Because step 0 reads LESSONS.md back in, every future prompt is built on the accumulated record of what worked. The loop closes without re-spending a generation.

Hard rules (the request cannot get these wrong)

Mutually exclusive modes. image / last_frame_image cannot be combined with reference_images. last_frame_image requires image. reference_audios requires at least one image OR video reference.
Citations. Cite attached media in the prompt as [Image1]…[Image9], [Video1]…[Video3], [Audio1]…[Audio3] — and give each a purpose ("[Image1] defines face and hairline; [Image5] defines wardrobe"), never a bare mention.
Dialogue goes in "double quotes" with generate_audio=true. Lead with emotional tone ("she whispers, trying not to cry") before the line. Keep lines 4–10 words.
Audio direction is mandatory when generate_audio=true. Describe foreground SFX + ambient bed + score policy ("no music"), or the model invents a generic cinematic score.
Duration: integer 4–15 or -1 (auto). Safe set is {4,5,6,8,10,12,15} — avoid 7/9/11/13/14 (some endpoints silently reject them).
No negative-prompt field. Encode exclusions as positive instructions ("hands resting in lap" > "no bad hands"), plus a short tail of direct negatives ("no subtitles, no on-screen text, no watermarks").
Word budget: 50–90 for single shots, 120–280 for multi-shot/multimodal. Above 280, prompts develop internal contradictions.
Resolution 480p|720p|1080p; aspect_ratio 16:9|4:3|1:1|3:4|9:16|21:9|9:21|adaptive. 9:16 favors close-ups, 16:9 establishing wides, 21:9 epic scale, 1:1 product/loop.
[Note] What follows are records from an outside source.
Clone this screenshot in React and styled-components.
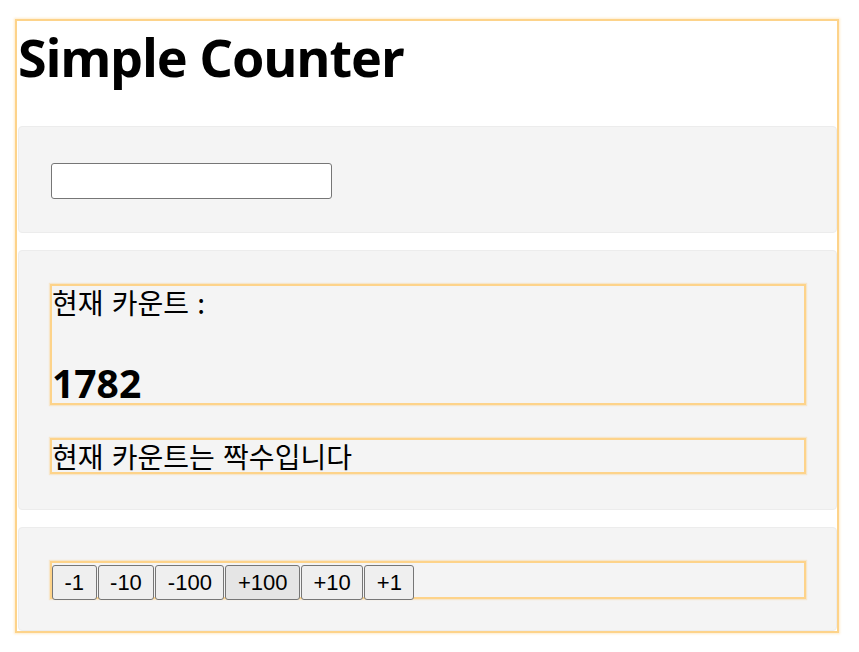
import React, { useState } from 'react';
import styled, { createGlobalStyle } from 'styled-components';

const GlobalStyle = createGlobalStyle`
  body {
    margin: 0;
    background: #ffffff;
    font-family: "Noto Sans", "Noto Sans CJK KR", sans-serif;
    color: #000;
  }
`;

// Outer orange frame
const Frame = styled.div`
  margin: 19px 20px 19px 15px;
  border: 2px solid #fdd38a;
  box-shadow: 0 0 2px 1px rgba(253, 200, 110, 0.35);
`;

const Header = styled.div`
  height: 105px;
  padding-left: 1px;
`;

const Title = styled.h1`
  margin: 0;
  font-family: "Noto Sans", sans-serif;
  font-size: 52px;
  font-weight: 700;
  letter-spacing: -0.9px;
`;

// Grey panel
const Section = styled.section`
  margin: ${p => (p.$gap ? '17px' : '0')} 0 0 1px;
  padding: ${p => p.$pad};
  background: #f4f4f4;
  border: 1px solid #ececec;
  border-radius: 4px;
`;

const CountInput = styled.input`
  display: block;
  box-sizing: border-box;
  width: 281px;
  height: 36px;
  margin: 0 0 0 1px;
  border: 1px solid #767676;
  border-radius: 3px;
  background: #fff;
  font-size: 20px;
`;

// Orange outlined box inside a panel
const Box = styled.div`
  box-sizing: border-box;
  border: 2px solid #fdd38a;
  box-shadow: 0 0 1px 1px rgba(253, 200, 110, 0.3);
  margin-top: ${p => p.$top || '0'};
  height: ${p => p.$height || 'auto'};
`;

const Label = styled.div`
  font-family: "Noto Sans CJK KR", "Noto Sans", sans-serif;
  font-size: 28px;
  line-height: 33px;
  word-spacing: 2px;
  white-space: nowrap;
`;

const Count = styled.div`
  margin-top: 44px;
  font-size: 39px;
  line-height: 40px;
  font-weight: 700;
`;

const ButtonRow = styled(Box)`
  display: flex;
  align-items: flex-start;
  gap: 1px;
  padding-top: 2px;
`;

const StepButton = styled.button`
  box-sizing: border-box;
  height: 35px;
  padding: 0 11.5px;
  border: 1px solid #767676;
  border-radius: 3px;
  background: ${p => (p.$hover ? '#e5e5e5' : '#efefef')};
  font-family: "Liberation Sans", Arial, sans-serif;
  font-size: 22px;
  color: #000;
  cursor: pointer;
`;

const steps = [-1, -10, -100, 100, 10, 1];

export default function App() {
  const [count, setCount] = useState(1782);
  const [value, setValue] = useState('');

  return (
    <>
      <GlobalStyle />
      <Frame>
        <Header>
          <Title>Simple Counter</Title>
        </Header>

        <Section $pad="36px 30px 33px 31px">
          <CountInput value={value} onChange={e => setValue(e.target.value)} />
        </Section>

        <Section $gap $pad="33px 30px 35px 31px">
          <Box $height="121px">
            <Label>현재 카운트 :</Label>
            <Count>{count}</Count>
          </Box>
          <Box $top="33px" $height="36px">
            <Label>현재 카운트는 {count % 2 === 0 ? '짝수' : '홀수'}입니다</Label>
          </Box>
        </Section>

        <Section $gap $pad="33px 30px 31px 31px">
          <ButtonRow $height="38px">
            {steps.map(s => (
              <StepButton key={s} $hover={s === 100} onClick={() => setCount(count + s)}>
                {s > 0 ? `+${s}` : s}
              </StepButton>
            ))}
          </ButtonRow>
        </Section>
      </Frame>
    </>
  );
}
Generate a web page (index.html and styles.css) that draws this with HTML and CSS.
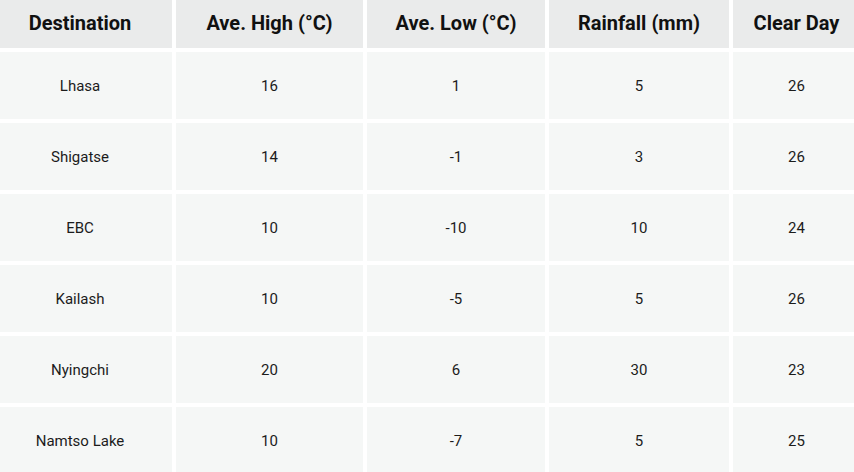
FILE: index.html
```html
<!DOCTYPE html>
<html>
<head>
<meta charset="utf-8">
<link rel="stylesheet" href="styles.css">
</head>
<body>
<div class="table">
  <div class="th">Destination</div>
  <div class="th">Ave. High (°C)</div>
  <div class="th">Ave. Low (°C)</div>
  <div class="th">Rainfall (mm)</div>
  <div class="th">Clear Day</div>

  <div class="td">Lhasa</div><div class="td">16</div><div class="td">1</div><div class="td">5</div><div class="td">26</div>
  <div class="td">Shigatse</div><div class="td">14</div><div class="td">-1</div><div class="td">3</div><div class="td">26</div>
  <div class="td">EBC</div><div class="td">10</div><div class="td">-10</div><div class="td">10</div><div class="td">24</div>
  <div class="td">Kailash</div><div class="td">10</div><div class="td">-5</div><div class="td">5</div><div class="td">26</div>
  <div class="td">Nyingchi</div><div class="td">20</div><div class="td">6</div><div class="td">30</div><div class="td">23</div>
  <div class="td">Namtso Lake</div><div class="td">10</div><div class="td">-7</div><div class="td">5</div><div class="td">25</div>
</div>
</body>
</html>
```

FILE: styles.css
```css
html, body {
  margin: 0;
  padding: 0;
  background: #ffffff;
  overflow: hidden;
}
body {
  width: 854px;
  height: 472px;
  font-family: Roboto, "Liberation Sans", sans-serif;
}
.table {
  display: grid;
  grid-template-columns: 184px 187px 178px 180px 127px;
  grid-template-rows: 48px repeat(6, 67px);
  column-gap: 4px;
  row-gap: 4px;
  width: 872px;
  margin-left: -12px;
}
.th {
  background: #eaebeb;
  color: #111111;
  font-weight: 700;
  font-size: 20px;
  display: flex;
  align-items: center;
  justify-content: center;
  padding-bottom: 2px;
  box-sizing: border-box;
}
.td {
  background: #f5f7f6;
  color: #1c1c1c;
  font-size: 15px;
  display: flex;
  align-items: center;
  justify-content: center;
  padding-top: 1px;
  box-sizing: border-box;
}
```
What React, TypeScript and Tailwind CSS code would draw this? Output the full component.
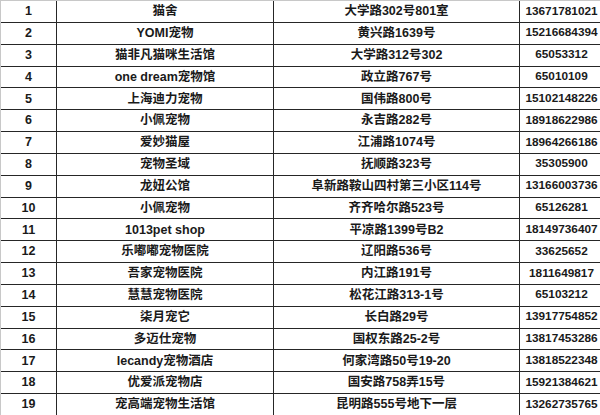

Reference files (load on demand)

reference/schema.md — canonical Replicate schema, every field, gotchas.
reference/prompt-logic.md — 10 prompt categories, theory + 3 perfect prompts each (cinematic, dialogue, action, dance, SFX, character consistency, motion transfer, lip-sync, real-person, abstract).
reference/style-library.md — cross-model camera/lens/lighting/director vocabulary that transfers to Seedance prose.
reference/real-person.md — Silicon Mania anatomy, the 4 production stacks, consent norms, paste-ready figure prompts.
reference/failure-modes.md — the 15 failure modes + fixes + the classifier-flag escalation path.
reference/hyperframes-motion-demos.md — when the deliverable is a composed / cursor-driven piece (product demo, UI walkthrough, kinetic typography, title/end cards), build it in HyperFrames (HTML→MP4) and drop AI stills/clips in as timeline assets — instead of stitching with assemble.py. Distilled craft + cursor / transition / frame-by-frame-QC gotchas from real builds.
examples/prompts.json — verified prompt library, filterable by intent.

Scripts

scripts/imagegen.py — generate first-frame stills / reference plates (Flux Schnell, Flux Pro, Imagen 4).
scripts/validate.py — stdlib-only; validates a request body against schema
- exclusivity rules. Run before every generation.
scripts/generate.py — runs a job on any of the six video models, uploads local refs, downloads clips, writes a manifest; --fallback routes classifier-flagged jobs to Kling.
scripts/review.py — extracts a frame contact sheet + probe for the QC pass.
scripts/tts.py — ElevenLabs text-to-speech; defaults to the profile voice.
scripts/assemble.py — stitches clips into a finished cut (ffmpeg) with cuts/crossfades + an audio bed, from a JSON edit list.
scripts/upscale.py — finishing pass: upscale + frame interpolation (local ffmpeg by default, optional Replicate ML upscaler).
scripts/requirements.txt — pip install -r for replicate + fal-client. imagegen.py/tts.py/veo-3.1 use stdlib only; review.py, assemble.py and upscale.py need ffmpeg + ffprobe on PATH.
profile/profile.json — the user's avatar + voice + model preferences.

Environment

Read API keys from the environment — never print key values:

REPLICATE_API_TOKEN — seedance-2.0, wan-2.7-i2v, Flux stills, ML upscale
FAL_KEY — kling-3.0-omni, veed-fabric-1.0, omnihuman-1.5
GEMINI_API_KEY — veo-3.1, Imagen 4 stills
ELEVENLABS_API_KEY — tts.py voiceover

Only the models actually used need their key. These live in the user's global config.

Real-person policy

Seedance is the most permissive major model, but real-person work is always policy-sensitive. Only build workflows around public figures in legitimate commentary/satire or tagged, consenting collaborators. No undisclosed impersonation of private individuals. Respect voice-provider No-Go lists when sourcing reference audio. See reference/real-person.md.